▸ **TASK REQUIREMENTS**
Leaving out the pictures, retype the lines from the beginning of the listing through the line containing "border-[#454d55] align-top pt-[13px]".

[Extracted data entries]
━━━━━━━━━━━━━━━━━━━━━━━━━━━━━━
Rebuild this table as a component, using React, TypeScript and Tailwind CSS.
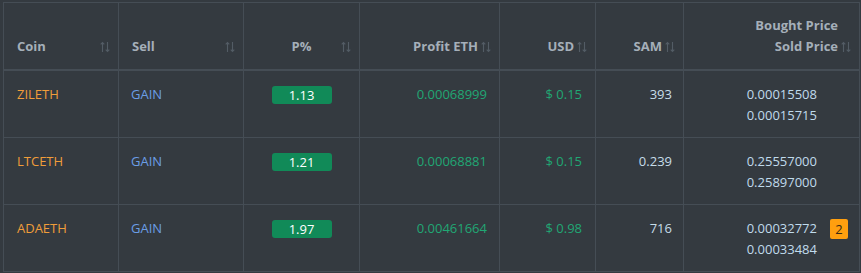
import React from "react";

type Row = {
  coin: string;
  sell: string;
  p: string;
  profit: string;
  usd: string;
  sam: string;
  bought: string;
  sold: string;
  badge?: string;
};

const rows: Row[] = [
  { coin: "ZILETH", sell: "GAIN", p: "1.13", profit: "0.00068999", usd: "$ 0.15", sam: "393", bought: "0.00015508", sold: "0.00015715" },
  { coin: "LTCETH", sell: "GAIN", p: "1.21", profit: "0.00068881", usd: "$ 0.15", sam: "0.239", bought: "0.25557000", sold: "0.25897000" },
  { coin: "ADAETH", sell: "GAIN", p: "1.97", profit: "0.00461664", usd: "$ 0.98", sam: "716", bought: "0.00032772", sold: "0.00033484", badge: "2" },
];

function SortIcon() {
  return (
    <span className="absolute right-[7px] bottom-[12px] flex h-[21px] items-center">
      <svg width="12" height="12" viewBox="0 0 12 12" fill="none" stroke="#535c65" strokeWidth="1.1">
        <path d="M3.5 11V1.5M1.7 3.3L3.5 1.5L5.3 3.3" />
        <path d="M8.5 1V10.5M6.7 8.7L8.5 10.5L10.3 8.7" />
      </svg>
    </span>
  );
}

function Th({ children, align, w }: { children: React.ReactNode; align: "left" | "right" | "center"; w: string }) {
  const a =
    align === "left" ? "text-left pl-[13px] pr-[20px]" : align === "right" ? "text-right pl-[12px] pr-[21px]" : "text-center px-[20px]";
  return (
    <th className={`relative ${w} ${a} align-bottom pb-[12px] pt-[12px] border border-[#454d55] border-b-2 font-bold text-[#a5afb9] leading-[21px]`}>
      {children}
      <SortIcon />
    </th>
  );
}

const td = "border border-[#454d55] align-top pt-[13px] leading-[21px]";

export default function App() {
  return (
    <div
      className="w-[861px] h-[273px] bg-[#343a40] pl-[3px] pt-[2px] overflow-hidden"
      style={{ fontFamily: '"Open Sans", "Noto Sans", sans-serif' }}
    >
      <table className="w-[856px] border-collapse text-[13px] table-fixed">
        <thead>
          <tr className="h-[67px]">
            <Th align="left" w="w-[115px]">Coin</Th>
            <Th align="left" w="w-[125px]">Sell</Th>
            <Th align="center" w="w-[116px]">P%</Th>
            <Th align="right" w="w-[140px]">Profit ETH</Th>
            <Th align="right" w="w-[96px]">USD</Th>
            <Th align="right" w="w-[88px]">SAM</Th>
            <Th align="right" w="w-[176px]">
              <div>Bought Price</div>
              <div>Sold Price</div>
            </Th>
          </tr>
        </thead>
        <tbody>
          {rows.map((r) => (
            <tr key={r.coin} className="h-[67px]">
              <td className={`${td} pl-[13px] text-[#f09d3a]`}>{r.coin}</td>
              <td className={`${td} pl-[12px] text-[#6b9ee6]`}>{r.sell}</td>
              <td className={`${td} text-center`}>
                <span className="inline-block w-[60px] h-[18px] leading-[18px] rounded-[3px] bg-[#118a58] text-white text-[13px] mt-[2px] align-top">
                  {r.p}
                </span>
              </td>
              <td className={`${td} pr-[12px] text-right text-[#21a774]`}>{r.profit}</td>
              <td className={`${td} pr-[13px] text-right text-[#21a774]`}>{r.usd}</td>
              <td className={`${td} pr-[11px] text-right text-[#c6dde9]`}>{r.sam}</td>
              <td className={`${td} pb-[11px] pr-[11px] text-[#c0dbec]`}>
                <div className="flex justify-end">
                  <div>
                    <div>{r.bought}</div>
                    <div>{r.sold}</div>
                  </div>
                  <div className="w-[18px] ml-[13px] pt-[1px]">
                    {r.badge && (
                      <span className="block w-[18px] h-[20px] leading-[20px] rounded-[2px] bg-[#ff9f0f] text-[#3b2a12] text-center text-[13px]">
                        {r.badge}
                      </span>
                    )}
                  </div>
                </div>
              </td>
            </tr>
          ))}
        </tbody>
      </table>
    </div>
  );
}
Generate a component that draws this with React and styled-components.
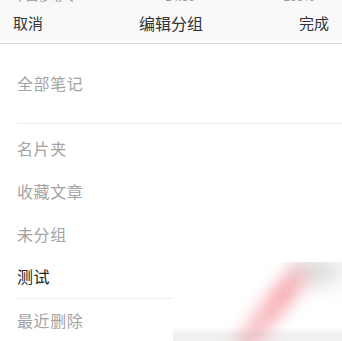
━━━━━━━━━━━━━━━━━━━━━━━━━━━━━━
▸ **ANSWER TO THE PROBLEM**
Rebuild this table as a component, using React, TypeScript and Tailwind CSS.
import React from "react";

type Row = {
  coin: string;
  sell: string;
  p: string;
  profit: string;
  usd: string;
  sam: string;
  bought: string;
  sold: string;
  badge?: string;
};

const rows: Row[] = [
  { coin: "ZILETH", sell: "GAIN", p: "1.13", profit: "0.00068999", usd: "$ 0.15", sam: "393", bought: "0.00015508", sold: "0.00015715" },
  { coin: "LTCETH", sell: "GAIN", p: "1.21", profit: "0.00068881", usd: "$ 0.15", sam: "0.239", bought: "0.25557000", sold: "0.25897000" },
  { coin: "ADAETH", sell: "GAIN", p: "1.97", profit: "0.00461664", usd: "$ 0.98", sam: "716", bought: "0.00032772", sold: "0.00033484", badge: "2" },
];

function SortIcon() {
  return (
    <span className="absolute right-[7px] bottom-[12px] flex h-[21px] items-center">
      <svg width="12" height="12" viewBox="0 0 12 12" fill="none" stroke="#535c65" strokeWidth="1.1">
        <path d="M3.5 11V1.5M1.7 3.3L3.5 1.5L5.3 3.3" />
        <path d="M8.5 1V10.5M6.7 8.7L8.5 10.5L10.3 8.7" />
      </svg>
    </span>
  );
}

function Th({ children, align, w }: { children: React.ReactNode; align: "left" | "right" | "center"; w: string }) {
  const a =
    align === "left" ? "text-left pl-[13px] pr-[20px]" : align === "right" ? "text-right pl-[12px] pr-[21px]" : "text-center px-[20px]";
  return (
    <th className={`relative ${w} ${a} align-bottom pb-[12px] pt-[12px] border border-[#454d55] border-b-2 font-bold text-[#a5afb9] leading-[21px]`}>
      {children}
      <SortIcon />
    </th>
  );
}

const td = "border border-[#454d55] align-top pt-[13px] leading-[21px]";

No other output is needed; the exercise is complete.